**Exercise brief**
Copy out all the lines where "index" shows up.
★ ★ ★ ★ ★
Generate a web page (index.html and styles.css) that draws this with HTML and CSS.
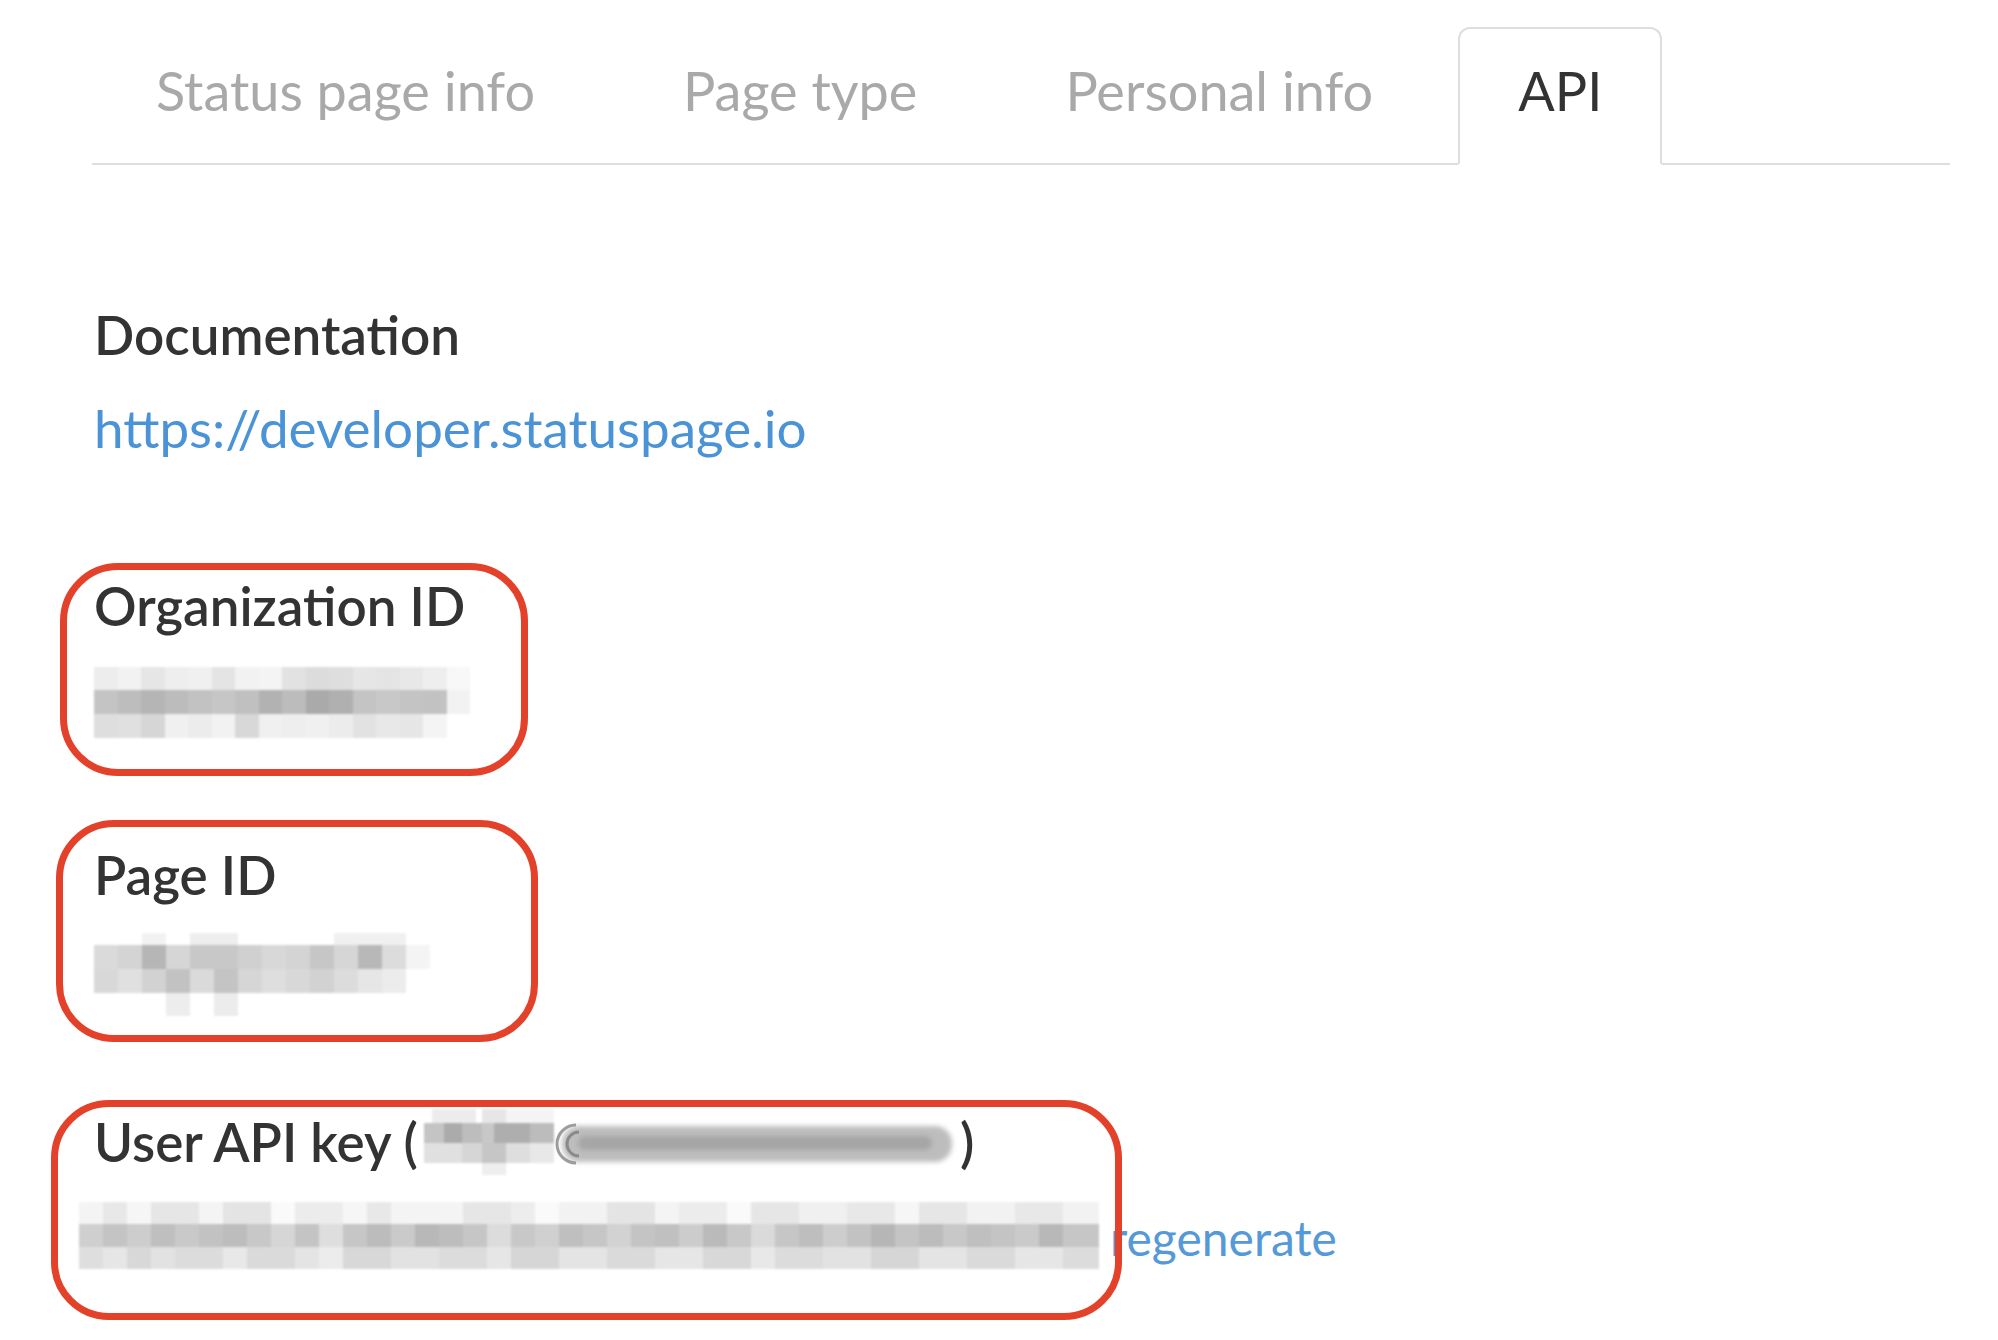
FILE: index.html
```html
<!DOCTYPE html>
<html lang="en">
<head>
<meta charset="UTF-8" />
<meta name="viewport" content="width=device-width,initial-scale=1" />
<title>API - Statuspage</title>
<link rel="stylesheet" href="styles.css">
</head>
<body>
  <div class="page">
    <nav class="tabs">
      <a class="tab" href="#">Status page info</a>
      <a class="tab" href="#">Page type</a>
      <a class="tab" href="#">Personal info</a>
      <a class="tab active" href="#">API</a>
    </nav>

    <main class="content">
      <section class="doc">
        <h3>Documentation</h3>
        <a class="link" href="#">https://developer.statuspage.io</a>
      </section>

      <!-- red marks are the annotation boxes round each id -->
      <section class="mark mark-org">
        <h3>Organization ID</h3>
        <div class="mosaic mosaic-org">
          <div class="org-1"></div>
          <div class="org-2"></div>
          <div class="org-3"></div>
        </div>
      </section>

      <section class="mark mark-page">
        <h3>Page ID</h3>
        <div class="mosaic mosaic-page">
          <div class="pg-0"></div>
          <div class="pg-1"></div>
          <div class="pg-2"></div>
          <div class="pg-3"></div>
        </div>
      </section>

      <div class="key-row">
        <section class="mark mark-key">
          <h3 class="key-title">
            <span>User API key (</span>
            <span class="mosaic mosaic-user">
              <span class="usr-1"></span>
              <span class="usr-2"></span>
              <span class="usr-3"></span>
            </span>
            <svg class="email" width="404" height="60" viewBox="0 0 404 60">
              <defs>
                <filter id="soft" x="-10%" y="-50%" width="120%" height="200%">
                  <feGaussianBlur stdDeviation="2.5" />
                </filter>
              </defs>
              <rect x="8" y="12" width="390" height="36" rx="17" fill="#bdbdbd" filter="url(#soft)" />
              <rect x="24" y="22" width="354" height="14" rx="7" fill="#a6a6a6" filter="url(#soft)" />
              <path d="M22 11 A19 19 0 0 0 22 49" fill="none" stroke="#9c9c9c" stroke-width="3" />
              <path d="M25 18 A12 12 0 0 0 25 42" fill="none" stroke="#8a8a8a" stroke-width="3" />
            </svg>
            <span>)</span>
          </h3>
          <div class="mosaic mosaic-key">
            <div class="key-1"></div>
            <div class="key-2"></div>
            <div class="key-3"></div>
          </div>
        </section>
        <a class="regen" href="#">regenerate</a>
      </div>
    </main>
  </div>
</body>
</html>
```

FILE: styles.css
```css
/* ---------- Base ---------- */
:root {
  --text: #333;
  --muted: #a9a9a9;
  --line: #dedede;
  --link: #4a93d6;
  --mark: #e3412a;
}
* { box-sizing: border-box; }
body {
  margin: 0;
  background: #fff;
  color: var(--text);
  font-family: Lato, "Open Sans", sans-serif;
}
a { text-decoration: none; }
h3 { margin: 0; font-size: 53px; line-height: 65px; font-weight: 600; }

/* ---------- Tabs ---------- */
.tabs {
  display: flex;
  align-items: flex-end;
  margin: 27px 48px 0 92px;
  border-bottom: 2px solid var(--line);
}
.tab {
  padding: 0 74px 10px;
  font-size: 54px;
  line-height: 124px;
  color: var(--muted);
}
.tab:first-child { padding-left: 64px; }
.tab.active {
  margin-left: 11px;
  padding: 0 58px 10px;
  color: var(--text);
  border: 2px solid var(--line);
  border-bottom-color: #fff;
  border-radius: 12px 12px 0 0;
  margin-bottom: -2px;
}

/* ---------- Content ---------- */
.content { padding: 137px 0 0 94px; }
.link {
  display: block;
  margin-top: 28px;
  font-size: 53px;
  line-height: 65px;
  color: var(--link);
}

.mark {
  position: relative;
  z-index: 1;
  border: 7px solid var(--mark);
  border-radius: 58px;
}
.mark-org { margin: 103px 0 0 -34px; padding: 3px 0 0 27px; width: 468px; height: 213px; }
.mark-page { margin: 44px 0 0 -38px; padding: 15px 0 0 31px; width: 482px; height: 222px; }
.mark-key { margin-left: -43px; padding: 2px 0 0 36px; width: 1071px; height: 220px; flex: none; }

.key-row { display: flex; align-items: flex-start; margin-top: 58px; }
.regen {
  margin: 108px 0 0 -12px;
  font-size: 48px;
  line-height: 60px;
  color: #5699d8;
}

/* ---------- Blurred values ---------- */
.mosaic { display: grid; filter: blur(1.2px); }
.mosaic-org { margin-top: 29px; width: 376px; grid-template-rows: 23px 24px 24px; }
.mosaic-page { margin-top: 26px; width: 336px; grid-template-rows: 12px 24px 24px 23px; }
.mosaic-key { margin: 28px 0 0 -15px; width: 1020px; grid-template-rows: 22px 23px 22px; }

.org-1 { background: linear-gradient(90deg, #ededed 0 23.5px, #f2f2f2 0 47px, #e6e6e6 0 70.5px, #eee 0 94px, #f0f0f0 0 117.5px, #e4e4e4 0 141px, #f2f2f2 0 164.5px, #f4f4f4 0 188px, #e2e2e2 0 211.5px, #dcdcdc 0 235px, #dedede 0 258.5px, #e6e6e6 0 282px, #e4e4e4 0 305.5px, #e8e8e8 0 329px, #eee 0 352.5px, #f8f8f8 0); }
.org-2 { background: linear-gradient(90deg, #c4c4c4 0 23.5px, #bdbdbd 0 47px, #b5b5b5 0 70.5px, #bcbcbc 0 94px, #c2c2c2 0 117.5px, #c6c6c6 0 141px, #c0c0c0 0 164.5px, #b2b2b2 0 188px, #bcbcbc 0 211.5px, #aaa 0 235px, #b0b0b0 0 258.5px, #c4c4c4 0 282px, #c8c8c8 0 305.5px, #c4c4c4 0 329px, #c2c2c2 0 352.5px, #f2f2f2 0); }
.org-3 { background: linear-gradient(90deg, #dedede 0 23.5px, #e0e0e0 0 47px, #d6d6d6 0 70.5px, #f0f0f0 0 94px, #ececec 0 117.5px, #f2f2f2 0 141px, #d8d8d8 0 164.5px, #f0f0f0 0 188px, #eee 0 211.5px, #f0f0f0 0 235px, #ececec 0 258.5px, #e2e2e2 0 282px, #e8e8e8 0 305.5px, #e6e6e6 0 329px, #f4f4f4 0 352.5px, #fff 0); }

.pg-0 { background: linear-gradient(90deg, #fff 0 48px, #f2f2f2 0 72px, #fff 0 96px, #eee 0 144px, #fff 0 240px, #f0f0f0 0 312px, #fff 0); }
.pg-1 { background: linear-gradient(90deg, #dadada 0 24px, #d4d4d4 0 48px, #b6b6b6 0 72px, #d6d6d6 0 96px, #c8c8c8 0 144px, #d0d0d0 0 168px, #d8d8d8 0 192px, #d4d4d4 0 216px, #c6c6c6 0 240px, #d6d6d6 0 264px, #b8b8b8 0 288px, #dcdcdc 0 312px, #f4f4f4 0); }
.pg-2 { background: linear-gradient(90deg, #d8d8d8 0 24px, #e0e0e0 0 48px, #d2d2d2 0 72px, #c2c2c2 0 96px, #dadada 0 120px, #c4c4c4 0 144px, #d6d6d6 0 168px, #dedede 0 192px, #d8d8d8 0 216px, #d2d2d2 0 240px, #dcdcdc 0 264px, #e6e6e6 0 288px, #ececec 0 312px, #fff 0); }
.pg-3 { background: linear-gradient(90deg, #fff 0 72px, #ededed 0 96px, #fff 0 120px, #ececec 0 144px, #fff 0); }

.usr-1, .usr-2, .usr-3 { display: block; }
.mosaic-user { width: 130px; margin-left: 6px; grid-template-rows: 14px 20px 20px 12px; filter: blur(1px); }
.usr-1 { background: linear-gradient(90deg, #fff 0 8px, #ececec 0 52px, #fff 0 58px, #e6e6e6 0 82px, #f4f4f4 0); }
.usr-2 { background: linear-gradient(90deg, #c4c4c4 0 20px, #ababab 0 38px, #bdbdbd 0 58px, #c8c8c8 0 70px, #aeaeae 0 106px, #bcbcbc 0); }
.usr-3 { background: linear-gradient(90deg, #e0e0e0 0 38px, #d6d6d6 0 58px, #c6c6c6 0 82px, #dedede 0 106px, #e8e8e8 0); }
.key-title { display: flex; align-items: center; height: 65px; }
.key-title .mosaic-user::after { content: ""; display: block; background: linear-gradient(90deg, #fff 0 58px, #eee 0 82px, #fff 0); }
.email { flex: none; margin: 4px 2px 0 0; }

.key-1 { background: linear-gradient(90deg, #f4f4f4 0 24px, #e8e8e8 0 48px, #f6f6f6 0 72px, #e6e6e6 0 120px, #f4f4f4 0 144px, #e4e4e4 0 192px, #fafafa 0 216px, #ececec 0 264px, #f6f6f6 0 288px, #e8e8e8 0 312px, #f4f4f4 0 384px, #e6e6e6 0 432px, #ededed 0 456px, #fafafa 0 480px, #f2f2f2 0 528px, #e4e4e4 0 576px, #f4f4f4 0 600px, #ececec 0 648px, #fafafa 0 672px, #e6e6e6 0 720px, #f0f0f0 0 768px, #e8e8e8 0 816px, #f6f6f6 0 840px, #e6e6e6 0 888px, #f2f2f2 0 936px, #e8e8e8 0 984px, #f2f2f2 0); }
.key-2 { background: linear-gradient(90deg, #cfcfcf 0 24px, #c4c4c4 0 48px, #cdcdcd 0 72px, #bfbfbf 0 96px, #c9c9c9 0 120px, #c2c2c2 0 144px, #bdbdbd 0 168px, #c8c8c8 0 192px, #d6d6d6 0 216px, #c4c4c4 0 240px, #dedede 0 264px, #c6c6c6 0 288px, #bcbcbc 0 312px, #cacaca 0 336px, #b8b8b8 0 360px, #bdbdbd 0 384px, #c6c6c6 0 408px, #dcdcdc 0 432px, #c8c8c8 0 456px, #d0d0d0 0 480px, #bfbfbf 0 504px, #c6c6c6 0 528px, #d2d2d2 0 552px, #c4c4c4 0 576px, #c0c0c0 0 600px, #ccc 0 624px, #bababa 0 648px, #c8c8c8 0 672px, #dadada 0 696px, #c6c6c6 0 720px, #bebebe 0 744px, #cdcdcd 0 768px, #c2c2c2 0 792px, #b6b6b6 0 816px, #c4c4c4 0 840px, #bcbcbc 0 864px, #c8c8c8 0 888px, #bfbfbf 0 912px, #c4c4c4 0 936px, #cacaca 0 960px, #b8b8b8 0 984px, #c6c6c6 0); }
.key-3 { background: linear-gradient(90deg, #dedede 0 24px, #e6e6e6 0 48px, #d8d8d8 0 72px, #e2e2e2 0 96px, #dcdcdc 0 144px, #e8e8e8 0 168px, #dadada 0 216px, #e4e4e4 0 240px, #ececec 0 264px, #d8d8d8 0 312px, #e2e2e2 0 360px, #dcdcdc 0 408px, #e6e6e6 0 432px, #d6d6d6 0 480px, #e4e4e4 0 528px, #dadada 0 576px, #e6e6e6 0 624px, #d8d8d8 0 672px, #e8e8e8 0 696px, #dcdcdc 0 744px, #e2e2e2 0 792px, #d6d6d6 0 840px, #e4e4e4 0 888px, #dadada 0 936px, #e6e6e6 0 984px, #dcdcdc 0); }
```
★ ★ ★ ★ ★
**Correct output**
Generate a web page (index.html and styles.css) that draws this with HTML and CSS.
FILE: index.html
  z-index: 1;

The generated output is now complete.